Among the most optimistic sides at this stage must be New Zealand, whose performances against Australia over the past couple of weeks may rank as their best in One-Day International history.

Their bowling has been steady and their fielding much improved after some shambolic showings in Australia, but it is their batting that has really stood out.

The half-discarded Craig McMillan has once more shown the type of punchy competitiveness that was once his trademark, Brendon McCullum and Peter Fulton have hit hard and long in their differing styles, and Ross Taylor has looked like New Zealand's most significant batting discovery since Fleming and Astle in the mid-nineties.

For them the Caribbean can't come soon enough.

Strange Days Indeed

It was hard to decide which was the stranger and more welcome sight at Hamilton the other night - New Zealand, with Craig McMillan back to his bristlingly confident best in their middle-order, cleaning up Australia for the third time in a row, or Merv Hughes and John Buchanan watching them do it. Both looked studiedly unemotional about it but you wouldn't mind betting that their thoughts weren't a million miles from 'just how many runs do we have to make to win a game against this side?'. 148 at Wellington? Well, you couldn't expect to win with that. But their 336 at Eden Park and 346 at Seddon Park ought really to have been winning totals and would surely have been so in about 98% of the ODIs Australia have played in living memory. Which, as many people have already said, must mean that there's something been going pretty seriously wrong with their bowling.

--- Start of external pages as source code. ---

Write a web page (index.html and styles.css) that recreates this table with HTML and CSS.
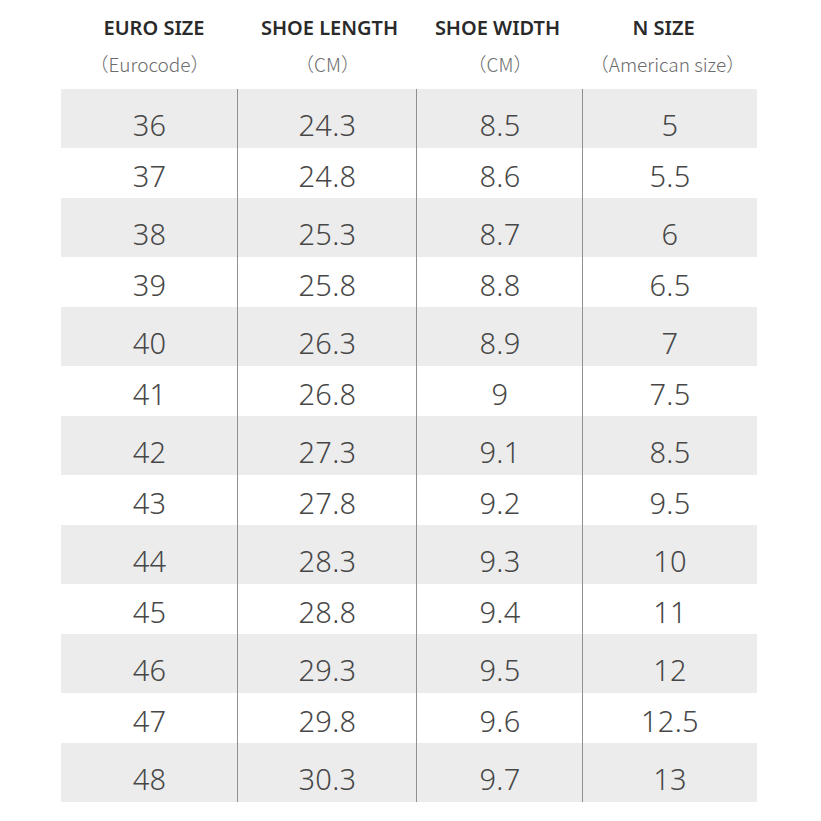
FILE: index.html
```html
<!DOCTYPE html>
<html>
<head>
<meta charset="utf-8">
<link rel="stylesheet" href="styles.css">
</head>
<body>
<div class="chart">
  <div class="head">
    <div class="hcell"><div class="ht">EURO SIZE</div><div class="hs">（Eurocode）</div></div>
    <div class="hcell"><div class="ht">SHOE LENGTH</div><div class="hs">（CM）</div></div>
    <div class="hcell"><div class="ht">SHOE WIDTH</div><div class="hs">（CM）</div></div>
    <div class="hcell"><div class="ht">N SIZE</div><div class="hs">（American size）</div></div>
  </div>
  <div class="table">
    <div class="row shade"><div class="c">36</div><div class="c">24.3</div><div class="c">8.5</div><div class="c">5</div></div>
    <div class="row"><div class="c">37</div><div class="c">24.8</div><div class="c">8.6</div><div class="c">5.5</div></div>
    <div class="row shade"><div class="c">38</div><div class="c">25.3</div><div class="c">8.7</div><div class="c">6</div></div>
    <div class="row"><div class="c">39</div><div class="c">25.8</div><div class="c">8.8</div><div class="c">6.5</div></div>
    <div class="row shade"><div class="c">40</div><div class="c">26.3</div><div class="c">8.9</div><div class="c">7</div></div>
    <div class="row"><div class="c">41</div><div class="c">26.8</div><div class="c">9</div><div class="c">7.5</div></div>
    <div class="row shade"><div class="c">42</div><div class="c">27.3</div><div class="c">9.1</div><div class="c">8.5</div></div>
    <div class="row"><div class="c">43</div><div class="c">27.8</div><div class="c">9.2</div><div class="c">9.5</div></div>
    <div class="row shade"><div class="c">44</div><div class="c">28.3</div><div class="c">9.3</div><div class="c">10</div></div>
    <div class="row"><div class="c">45</div><div class="c">28.8</div><div class="c">9.4</div><div class="c">11</div></div>
    <div class="row shade"><div class="c">46</div><div class="c">29.3</div><div class="c">9.5</div><div class="c">12</div></div>
    <div class="row"><div class="c">47</div><div class="c">29.8</div><div class="c">9.6</div><div class="c">12.5</div></div>
    <div class="row shade"><div class="c">48</div><div class="c">30.3</div><div class="c">9.7</div><div class="c">13</div></div>
  </div>
</div>
</body>
</html>
```
FILE: styles.css
```css
html, body {
  margin: 0;
  padding: 0;
  background: #ffffff;
}
.chart {
  width: 696px;
  margin-left: 61px;
}
.head {
  display: grid;
  grid-template-columns: 177px 179px 166px 174px;
  height: 89px;
  padding-top: 10px;
  box-sizing: border-box;
}
.hcell {
  text-align: center;
}
.ht {
  font-family: "Noto Sans", "Noto Sans CJK SC", sans-serif;
  font-weight: 600;
  font-size: 20px;
  line-height: 36px;
  color: #2a2a2a;
}
.hs {
  font-family: "Noto Sans CJK SC", "Noto Sans", sans-serif;
  font-weight: 300;
  font-size: 19px;
  line-height: 36px;
  color: #6c6c6c;
}
.hcell:first-child .ht { margin-left: 9px; }
.hcell:nth-child(2) .ht { margin-left: 4px; }
.hcell:nth-child(3) .ht { margin-right: 5px; }
.hcell:nth-child(4) .ht { margin-right: 13px; }
.hcell:nth-child(4) .hs { margin-right: 5px; }
.table {
  display: flex;
  flex-direction: column;
}
.row {
  display: grid;
  grid-template-columns: 177px 179px 166px 174px;
  height: 50px;
  padding-top: 5px;
  box-sizing: border-box;
}
.row.shade {
  background: #ececec;
  height: 59px;
  padding-top: 11px;
}
.c {
  font-family: "Noto Sans", "Open Sans", sans-serif;
  font-weight: 300;
  font-size: 29px;
  letter-spacing: 0.3px;
  color: #474747;
  text-align: center;
  display: flex;
  align-items: center;
  justify-content: center;
}
.row .c + .c {
  box-shadow: -1px 0 0 #909090;
  margin-top: -11px;
  padding-top: 11px;
}
.row:not(.shade) .c + .c {
  margin-top: -5px;
  padding-top: 5px;
}
```
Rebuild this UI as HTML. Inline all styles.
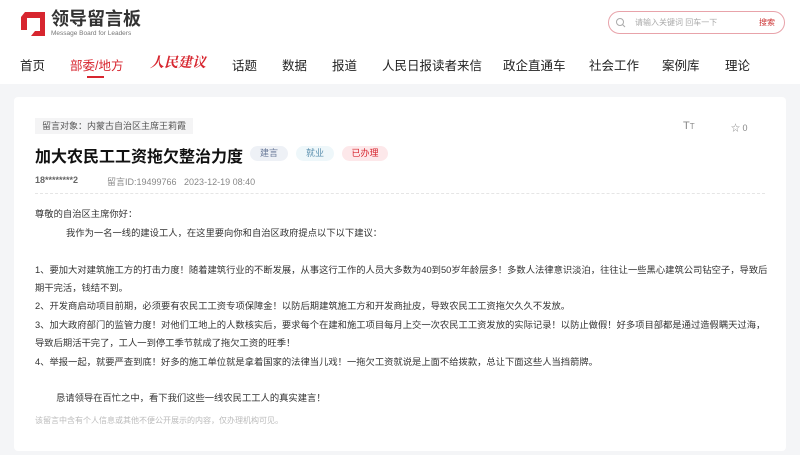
<!DOCTYPE html>
<html><head><meta charset="utf-8">
<style>
*{margin:0;padding:0;box-sizing:border-box}
body{width:800px;height:455px;overflow:hidden;background:#f4f5f7;font-family:"Liberation Sans","Noto Sans CJK SC",sans-serif;color:#333;position:relative}
.hdr{position:absolute;left:0;top:0;width:800px;height:84px;background:#fff}
.a{position:absolute;white-space:nowrap}
.nav{top:55px;font-size:12.5px;color:#222}
.card{position:absolute;left:14px;top:97px;width:772px;height:354px;background:#fff;border-radius:4px}
.t{font-size:9.3px;color:#333;line-height:11px}
.tag{position:absolute;top:146px;height:15px;border-radius:8px;font-size:9px;line-height:15px;text-align:center}
</style></head><body>
<div class="hdr"></div>
<svg class="a" style="left:20px;top:11px" width="26" height="26" viewBox="20 11 26 26"><path d="M25 12H45V36H31L35 31H40V18H27V30H21V17Z" fill="#d7262f"/></svg>
<div class="a" style="left:51px;top:10px;font-size:18px;line-height:19px;font-weight:bold;color:#333">领导留言板</div>
<div class="a" style="left:51px;top:30px;font-size:6.5px;line-height:7px;color:#777">Message Board for Leaders</div>
<div class="a" style="left:608px;top:11px;width:177px;height:23px;border:1px solid #e8a3aa;border-radius:12px"></div>
<svg class="a" style="left:615px;top:17px" width="11" height="11" viewBox="0 0 11 11"><circle cx="5" cy="5" r="3.5" fill="none" stroke="#aaa" stroke-width="1"/><path d="M7.5 7.5L10 10" stroke="#aaa"/></svg>
<div class="a" style="left:635px;top:17px;font-size:8px;color:#aaa">请输入关键词 回车一下</div>
<div class="a" style="left:759px;top:17px;font-size:8px;color:#c33">搜索</div>
<div class="a nav" style="left:20px">首页</div>
<div class="a nav" style="left:70px;color:#d7262f">部委/地方</div>
<div class="a" style="left:87px;top:76px;width:17px;height:2px;background:#d7262f"></div>
<div class="a nav" style="left:150px;top:52px;color:#d7262f;font-family:'Noto Serif CJK SC',serif;font-style:italic;font-weight:bold;font-size:14px">人民建议</div>
<div class="a nav" style="left:232px">话题</div>
<div class="a nav" style="left:282px">数据</div>
<div class="a nav" style="left:332px">报道</div>
<div class="a nav" style="left:382px">人民日报读者来信</div>
<div class="a nav" style="left:503px">政企直通车</div>
<div class="a nav" style="left:589px">社会工作</div>
<div class="a nav" style="left:662px">案例库</div>
<div class="a nav" style="left:725px">理论</div>

<div class="card"></div>
<div class="a" style="left:35px;top:118px;height:16px;padding:0 7px;background:#f4f4f5;font-size:9px;line-height:16px;color:#555">留言对象：内蒙古自治区主席王莉霞</div>
<div class="a" style="left:35px;top:143px;font-size:16px;font-weight:bold;color:#111">加大农民工工资拖欠整治力度</div>
<div class="tag" style="left:250px;width:38px;background:#eef1f6;color:#6a7a99">建言</div>
<div class="tag" style="left:296px;width:38px;background:#eef7fa;color:#5a8fae">就业</div>
<div class="tag" style="left:342px;width:46px;background:#fde8ea;color:#d7262f">已办理</div>
<div class="a" style="left:683px;top:120px;font-size:11px;color:#888">T<span style="font-size:8px">T</span></div>
<div class="a" style="left:731px;top:121px;font-size:9px;color:#888">☆ 0</div>
<div class="a" style="left:35px;top:175px;font-size:9px;color:#666;font-weight:bold">18********2</div>
<div class="a" style="left:107px;top:175px;font-size:9px;color:#888">留言ID:19499766&nbsp;&nbsp;&nbsp;2023-12-19 08:40</div>
<div class="a" style="left:35px;top:193px;width:730px;border-top:1px dashed #e5e5e5"></div>
<div class="a t" style="left:35px;top:209px">尊敬的自治区主席你好：</div>
<div class="a t" style="left:66px;top:228px">我作为一名一线的建设工人，在这里要向你和自治区政府提点以下以下建议：</div>
<div class="a t" style="left:35px;top:265px">1、要加大对建筑施工方的打击力度！随着建筑行业的不断发展，从事这行工作的人员大多数为40到50岁年龄层多！多数人法律意识淡泊，往往让一些黑心建筑公司钻空子，导致后</div>
<div class="a t" style="left:35px;top:283px">期干完活，钱结不到。</div>
<div class="a t" style="left:35px;top:301px">2、开发商启动项目前期，必须要有农民工工资专项保障金！以防后期建筑施工方和开发商扯皮，导致农民工工资拖欠久久不发放。</div>
<div class="a t" style="left:35px;top:320px">3、加大政府部门的监管力度！对他们工地上的人数核实后，要求每个在建和施工项目每月上交一次农民工工资发放的实际记录！以防止做假！好多项目部都是通过造假瞒天过海，</div>
<div class="a t" style="left:35px;top:338px">导致后期活干完了，工人一到停工季节就成了拖欠工资的旺季！</div>
<div class="a t" style="left:35px;top:357px">4、举报一起，就要严查到底！好多的施工单位就是拿着国家的法律当儿戏！一拖欠工资就说是上面不给拨款，总让下面这些人当挡箭牌。</div>
<div class="a t" style="left:56px;top:393px">恳请领导在百忙之中，看下我们这些一线农民工工人的真实建言！</div>
<div class="a" style="left:35px;top:415px;font-size:8px;color:#bbb">该留言中含有个人信息或其他不便公开展示的内容，仅办理机构可见。</div>
</body></html>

Okay, for the West Indies they have McGrath and hopefully Lee to return, with Ponting, Gilchrist and Clarke to further bolster the batting. But McGrath's gone round the park on more than one occasion recently and Lee's fitness may well be suspect even if he makes the plane to the Caribbean. Which leaves the likes of the idiosyncratic Brad Hogg, the hot-and-cold Nathan Bracken, the raw and over-estimated Mitchell Johnson, and Shane Watson (really a batsman who can turn his arm over and none too well at that) to carry the attack. Of course, with the peerless Punter and Gilly back you have to feel that runs won't be a problem and the confidence lost in New Zealand will start to return just with their presence. But totals, however big, have to be defended, and, when bowling first, sides have to be restricted. All the signs are that this could continue to be a big issue for Australia, and it's made even more so by the fact that teams all around the world will have witnessed what New Zealand, and, before them, England, have done to Australia over the past few weeks and they'll all fancy a piece of the action themselves.

It's a trite observation to make, but defeats and confidence have a symbiotic relationship; the confidence of sides that suffer defeats goes down, while that of the sides which inflict them goes up.

The World Cup has started to look a whole lot more interesting over the last few weeks - partly because it now appears to be a more open competition and partly because it'll be instructive to see how Australia respond to circumstances which are as alien to them as winning one-day competitions is to England.

My own feeling is that Australia will - as Australian teams always do - take some beating once the business end of the World Cup comes around, but every other major ODI playing country will have their own reasons for optimism.

18.2.07

Compo

Nice, also, to see Nick Compton open the England A tour of Bangladesh with a century. I've yet to see much of him, but, as a Middlesex follower, I was well aware that he'd been around for a while before last season without doing anything outstanding.

In 2006 it all seemed to click into place, but when a player does that you always tend to wonder if it's a flash in the pan or a sign of evolving class.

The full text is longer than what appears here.